The interface debate in SLA
Han and Finneran (2013) provide the background to this debate which compares explicit, conscious learning of second language lexis, morphosyntax, and phonology with implicit, intuitive identification of constructions and form-function mapping. Explicit learning is operationalised as metalinguistic knowledge used in careful writing and pedagogical exercises, for example, while implicit learning is thought to inform spontaneous, unplanned spoken production under pressure of time, for instance.
The interface question concerns the relationship between the two. The strong interface position claims that everything in language is learnable and teachable, and that explicit learning becomes implicit over time (cf skill acquisition theory, DeKeyser 2007). The weak interface position maintains a view that everything is learnable, and posits limited conversion of explicit to implicit learning. R Ellis (2002, 2008) claims that explicit learning can become implicit only when a learner is developmentally ready. N Ellis (2002, 2005) takes the usage-based position that the majority of L2 learning is implicit, but explicit learning can “re-tune” L1-influenced pattern detectors to help learners attend to relevant features of L2 input. Finally the non-interface position states that not everything is learnable, that language acquisition is too complex to be accomplished through explicit learning, and that what is learned explicitly cannot be accessed implicitly (“is not deployable in real, spontaneous communication,” Han & Finneran, 2013: 4). This last position is most famously espoused by Krashen (1977) and has strongly influenced L2 teaching via communicative language teaching (CLT).
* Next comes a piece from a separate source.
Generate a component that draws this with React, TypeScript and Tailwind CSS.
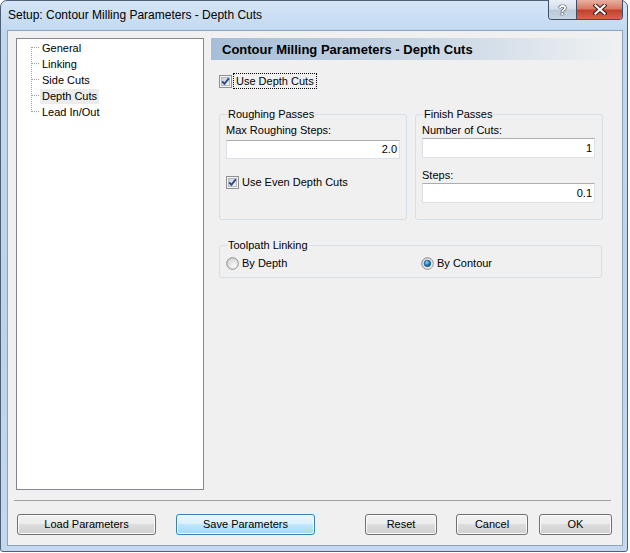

Han and Finneran (2013) review studies supporting each position and note an evolution in SLA research from a non-interface position in the 1980s, when Chomskyan Universal Grammar dominated linguistic theory, to a weak-interface position following an increase in research in instructed SLA since 2000. These authors interpret ongoing debate on the interface question as evidence for the validity of each, and call for more fine-grained analysis to determine which domains of SLA seem to allow which type of interface. They go on to review evidence from a study of fossilisation showing variability across learners and morphosyntactic structures, which they interpret in the light of the interface debate. Backsliding and synchronous variability, they claim, suggest no interface, while the maintenance in interlanguage of nontargetlike forms suggests a strong interface. This interpretation “speaks to a possible co-existence of the presence and absence of explicit-implicit interface within any given interlanguage” (Han & Finneran 2013: 12). They therefore conclude with a call for a research programme to investigate “which aspects of grammar are susceptible to a strong interface, a weak interface, or no interface across and within second language learners? (Han & Finneran 2013: 14).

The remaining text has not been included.